[Web page code records]
+-------+
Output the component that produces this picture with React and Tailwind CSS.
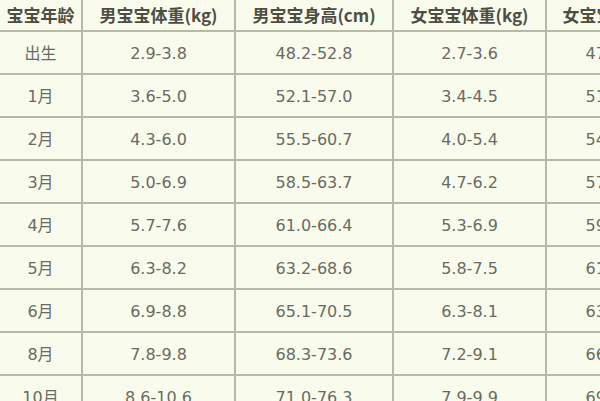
import React from 'react';

const columns = [
  { title: '宝宝年龄', w: 'w-[83px]' },
  { title: '男宝宝体重(kg)', w: 'w-[153px]' },
  { title: '男宝宝身高(cm)', w: 'w-[158px]' },
  { title: '女宝宝体重(kg)', w: 'w-[153px]' },
  { title: '女宝宝身高(cm)', w: 'w-[156px]' },
];

const rows = [
  ['出生', '2.9-3.8', '48.2-52.8', '2.7-3.6', '47.7-52.0'],
  ['1月', '3.6-5.0', '52.1-57.0', '3.4-4.5', '51.2-55.8'],
  ['2月', '4.3-6.0', '55.5-60.7', '4.0-5.4', '54.4-59.2'],
  ['3月', '5.0-6.9', '58.5-63.7', '4.7-6.2', '57.1-59.5'],
  ['4月', '5.7-7.6', '61.0-66.4', '5.3-6.9', '59.4-64.5'],
  ['5月', '6.3-8.2', '63.2-68.6', '5.8-7.5', '61.5-66.7'],
  ['6月', '6.9-8.8', '65.1-70.5', '6.3-8.1', '63.3-68.6'],
  ['8月', '7.8-9.8', '68.3-73.6', '7.2-9.1', '66.4-71.8'],
  ['10月', '8.6-10.6', '71.0-76.3', '7.9-9.9', '69.0-74.5'],
];

const font = { fontFamily: '"DejaVu Sans", "Noto Sans CJK SC", sans-serif' };

export default function App() {
  return (
    <div className="w-[600px] h-[401px] overflow-hidden bg-[#f9fcec]" style={font}>
      <div className="w-[720px]">
        {/* header */}
        <div className="flex h-[32px] border-b-2 border-[#b7baa2]">
          {columns.map((c) => (
            <div
              key={c.title}
              className={`${c.w} shrink-0 border-r-2 border-[#b7baa2] flex items-center justify-center pb-[1px] text-[17px] font-bold text-[#4d4d44] whitespace-nowrap`}
              style={{ fontFamily: '"Noto Sans CJK SC", "DejaVu Sans", sans-serif' }}
            >
              {c.title}
            </div>
          ))}
        </div>

        {/* data rows */}
        {rows.map((r) => (
          <div key={r[0]} className="flex h-[43px] border-b-2 border-[#b7baa2]">
            {r.map((v, i) => (
              <div
                key={i}
                className={`${columns[i].w} shrink-0 border-r-2 border-[#b7baa2] flex items-center justify-center pt-[3px] text-[16px] text-[#6a6a64] whitespace-nowrap`}
              >
                {v}
              </div>
            ))}
          </div>
        ))}
      </div>
    </div>
  );
}
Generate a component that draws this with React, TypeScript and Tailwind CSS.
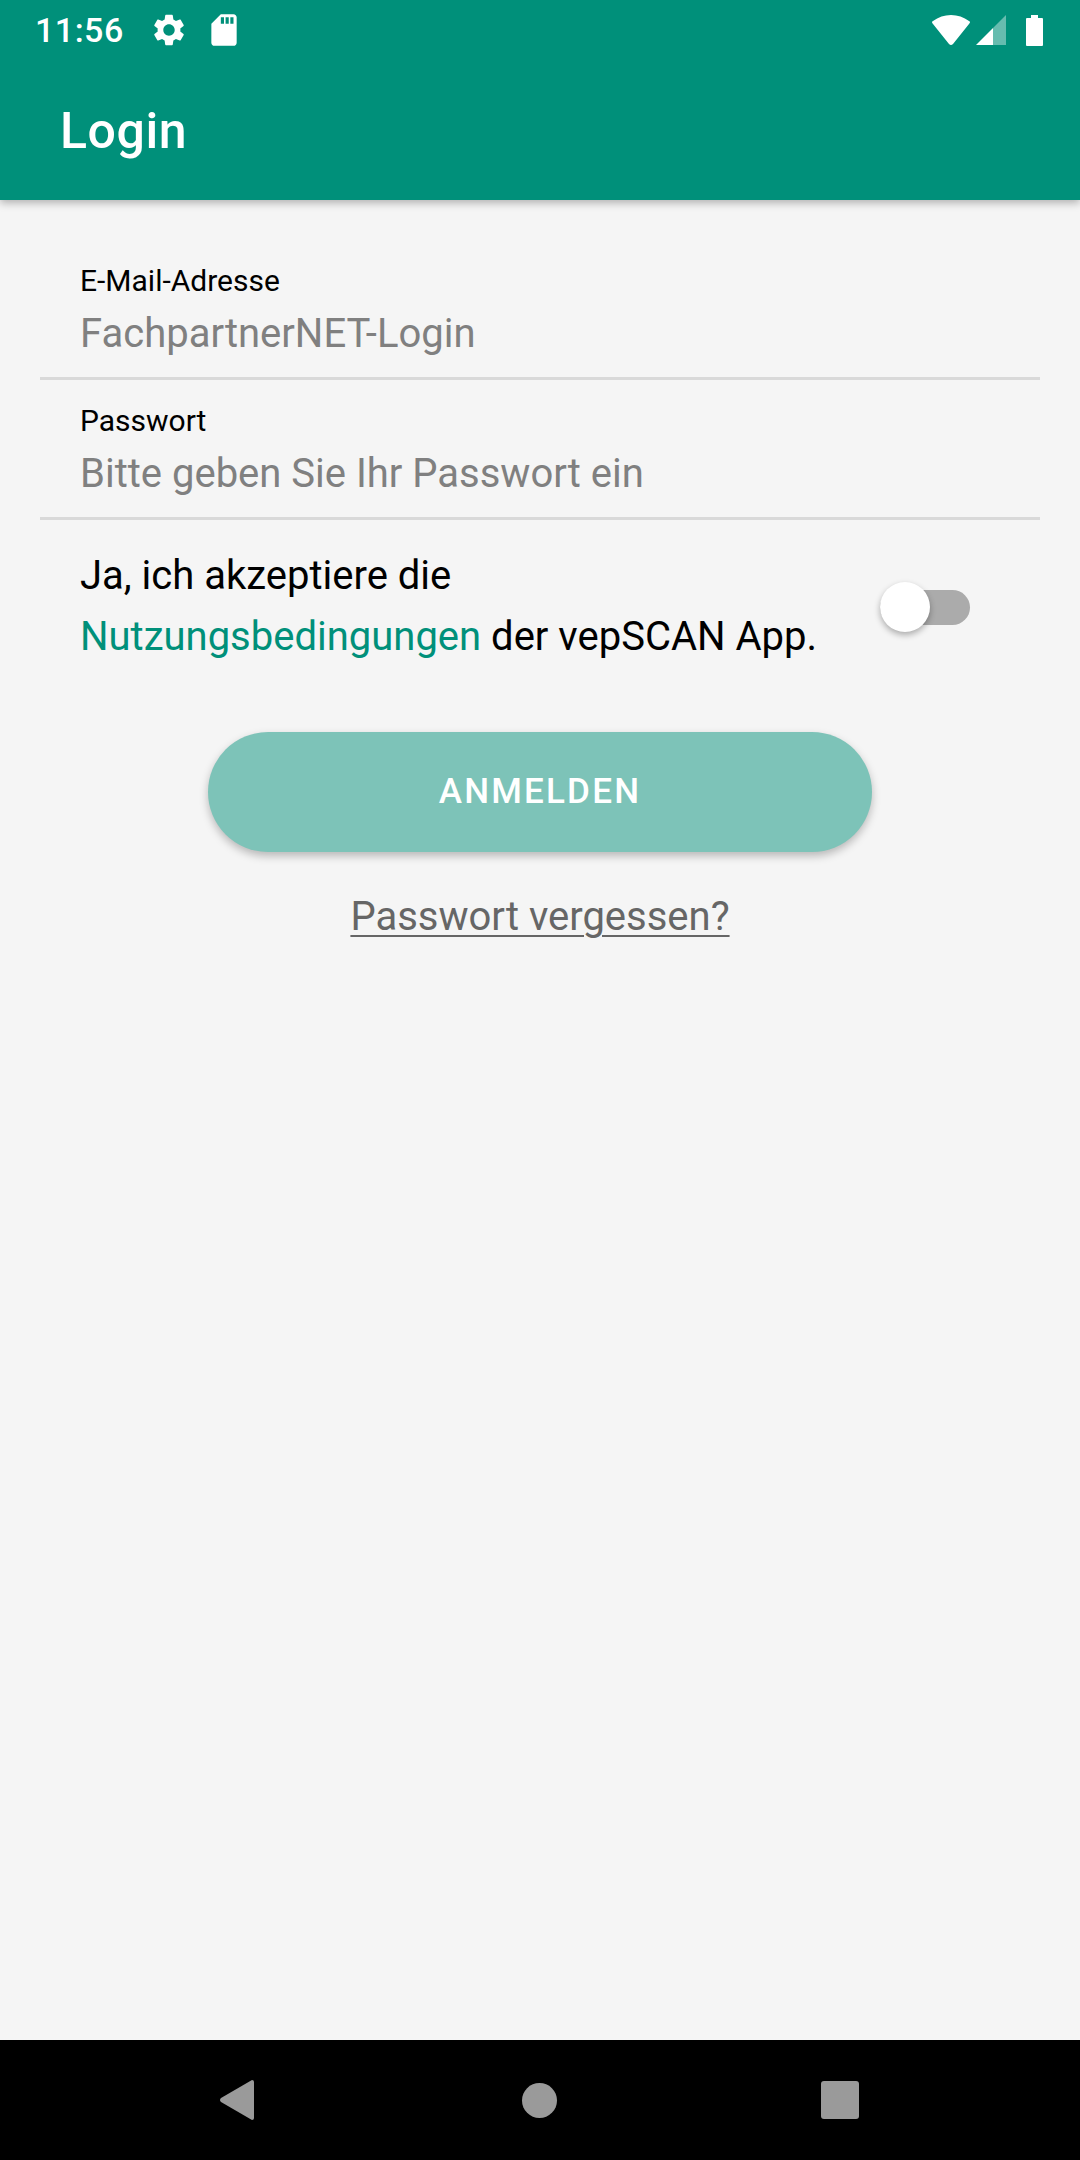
const SETTINGS_PATH =
  'M19.14 12.94c.04-.3.06-.61.06-.94 0-.32-.02-.64-.07-.94l2.03-1.58c.18-.14.23-.41.12-.61l-1.92-3.32c-.12-.22-.37-.29-.59-.22l-2.39.96c-.5-.38-1.03-.7-1.62-.94l-.36-2.54c-.04-.24-.24-.41-.48-.41h-3.84c-.24 0-.43.17-.47.41l-.36 2.54c-.59.24-1.13.57-1.62.94l-2.39-.96c-.22-.08-.47 0-.59.22L2.74 8.87c-.12.21-.08.47.12.61l2.03 1.58c-.05.3-.09.63-.09.94s.02.64.07.94l-2.03 1.58c-.18.14-.23.41-.12.61l1.92 3.32c.12.22.37.29.59.22l2.39-.96c.5.38 1.03.7 1.62.94l.36 2.54c.05.24.24.41.48.41h3.84c.24 0 .44-.17.47-.41l.36-2.54c.59-.24 1.13-.56 1.62-.94l2.39.96c.22.08.47 0 .59-.22l1.92-3.32c.12-.22.07-.47-.12-.61l-2.01-1.58zM12 15.6c-1.98 0-3.6-1.62-3.6-3.6s1.62-3.6 3.6-3.6 3.6 1.62 3.6 3.6-1.62 3.6-3.6 3.6z';
const SD_PATH =
  'M18 2h-8L4.02 8 4 20c0 1.1.9 2 2 2h12c1.1 0 2-.9 2-2V4c0-1.1-.9-2-2-2zm-6 6h-2V4h2v4zm3 0h-2V4h2v4zm3 0h-2V4h2v4z';

function StatusBar() {
  return (
    <div className="flex h-[60px] items-center pl-[35px] pr-[37px] text-white">
      <span className="w-[88px] text-[34px] leading-[60px] font-medium tracking-[0.5px]">11:56</span>
      <svg viewBox="0 0 24 24" className="ml-[27px] h-[38px] w-[38px]" fill="currentColor">
        <path d={SETTINGS_PATH} />
      </svg>
      <svg viewBox="0 0 24 24" className="ml-[17px] h-[38px] w-[38px]" fill="currentColor">
        <path d={SD_PATH} />
      </svg>
      <div className="ml-auto flex items-center">
        <svg viewBox="0 0 38 30" className="h-[30px] w-[38px]" fill="currentColor">
          <path d="M19 30 Q18 30 17 29 L1 9 Q-1 7 1 6 Q9 0 19 0 Q29 0 37 6 Q39 7 37 9 L21 29 Q20 30 19 30 Z" />
        </svg>
        <svg viewBox="0 0 30 30" className="ml-[6px] h-[30px] w-[30px]" fill="currentColor">
          <path d="M30 0 V30 H17 V13 Z" opacity="0.4" />
          <path d="M17 13 V30 H0 Z" />
        </svg>
        <svg viewBox="0 0 17 31" className="ml-[20px] h-[31px] w-[17px]" fill="currentColor">
          <path d="M5 0 H12 V3 H16 Q17 3 17 4 V30 Q17 31 16 31 H1 Q0 31 0 30 V4 Q0 3 1 3 H5 Z" />
        </svg>
      </div>
    </div>
  );
}

function Field({ label, placeholder }: { label: string; placeholder: string }) {
  return (
    <div className="h-[140px] border-b-[3px] border-[#d9d9d9] pl-[40px]">
      <div className="pt-[21px] text-[30px] leading-[40px] text-black">{label}</div>
      <div className="mt-[5px] text-[40px] leading-[56px] text-[#808080]">{placeholder}</div>
    </div>
  );
}

export default function App() {
  return (
    <div className="flex h-[2160px] w-[1080px] flex-col overflow-hidden bg-[#f5f5f5] font-['Roboto',sans-serif]">
      <header className="relative z-10 h-[200px] bg-[#00907a] shadow-[0_3px_8px_rgba(0,0,0,0.28)]">
        <StatusBar />
        <h1 className="pl-[60px] pt-[41px] text-[50px] leading-[60px] font-medium tracking-[0.6px] text-white">Login</h1>
      </header>

      <main className="flex flex-1 flex-col">
        <div className="mx-[40px] mt-[40px]">
          <Field label="E-Mail-Adresse" placeholder="FachpartnerNET-Login" />
          <Field label="Passwort" placeholder="Bitte geben Sie Ihr Passwort ein" />
        </div>

        <div className="mt-[25px] flex items-center pl-[80px] pr-[110px]">
          <p className="text-[40px] leading-[61px] text-black">
            Ja, ich akzeptiere die
            <br />
            <span className="text-[#00907a]">Nutzungsbedingungen</span> der vepSCAN App.
          </p>
          <div className="mt-[3px] ml-auto flex h-[50px] w-[90px] items-center">
            <div className="relative h-[35px] w-full rounded-full bg-[#ababab]">
              <div className="absolute top-[-8px] left-0 h-[50px] w-[50px] rounded-full bg-white shadow-[0_3px_6px_rgba(0,0,0,0.3)]" />
            </div>
          </div>
        </div>

        <button className="mx-auto mt-[65px] h-[120px] w-[664px] rounded-full bg-[#7dc3b8] text-[35px] font-medium tracking-[2.2px] text-white shadow-[0_4px_8px_rgba(0,0,0,0.25)]">
          ANMELDEN
        </button>

        <a className="mt-[40px] text-center text-[40px] leading-[50px] text-[#666666] underline decoration-2 underline-offset-[5px]">
          Passwort vergessen?
        </a>
      </main>

      <nav className="flex h-[120px] items-center bg-black pl-[220px]">
        <svg viewBox="0 0 34 40" className="h-[40px] w-[34px]" fill="#9a9a9a">
          <path d="M34 2 V38 Q34 40 32 40 L1 22 Q-1 20 1 18 L32 0 Q34 0 34 2 Z" />
        </svg>
        <div className="ml-[268px] h-[35px] w-[35px] rounded-full bg-[#9a9a9a]" />
        <div className="ml-[264px] h-[38px] w-[38px] rounded-[3px] bg-[#9a9a9a]" />
      </nav>
    </div>
  );
}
+-------+
_Do this_
Using the data above, extract exactly the lines from the one containing "Generate a component" through the one containing "6h-2V4h2v4zm3 0h-2V4h2v4zm3 0h-2V4h2v4z';". Pictures are left out.

_Solution to this task_
Generate a component that draws this with React, TypeScript and Tailwind CSS.
const SETTINGS_PATH =
  'M19.14 12.94c.04-.3.06-.61.06-.94 0-.32-.02-.64-.07-.94l2.03-1.58c.18-.14.23-.41.12-.61l-1.92-3.32c-.12-.22-.37-.29-.59-.22l-2.39.96c-.5-.38-1.03-.7-1.62-.94l-.36-2.54c-.04-.24-.24-.41-.48-.41h-3.84c-.24 0-.43.17-.47.41l-.36 2.54c-.59.24-1.13.57-1.62.94l-2.39-.96c-.22-.08-.47 0-.59.22L2.74 8.87c-.12.21-.08.47.12.61l2.03 1.58c-.05.3-.09.63-.09.94s.02.64.07.94l-2.03 1.58c-.18.14-.23.41-.12.61l1.92 3.32c.12.22.37.29.59.22l2.39-.96c.5.38 1.03.7 1.62.94l.36 2.54c.05.24.24.41.48.41h3.84c.24 0 .44-.17.47-.41l.36-2.54c.59-.24 1.13-.56 1.62-.94l2.39.96c.22.08.47 0 .59-.22l1.92-3.32c.12-.22.07-.47-.12-.61l-2.01-1.58zM12 15.6c-1.98 0-3.6-1.62-3.6-3.6s1.62-3.6 3.6-3.6 3.6 1.62 3.6 3.6-1.62 3.6-3.6 3.6z';
const SD_PATH =
  'M18 2h-8L4.02 8 4 20c0 1.1.9 2 2 2h12c1.1 0 2-.9 2-2V4c0-1.1-.9-2-2-2zm-6 6h-2V4h2v4zm3 0h-2V4h2v4zm3 0h-2V4h2v4z';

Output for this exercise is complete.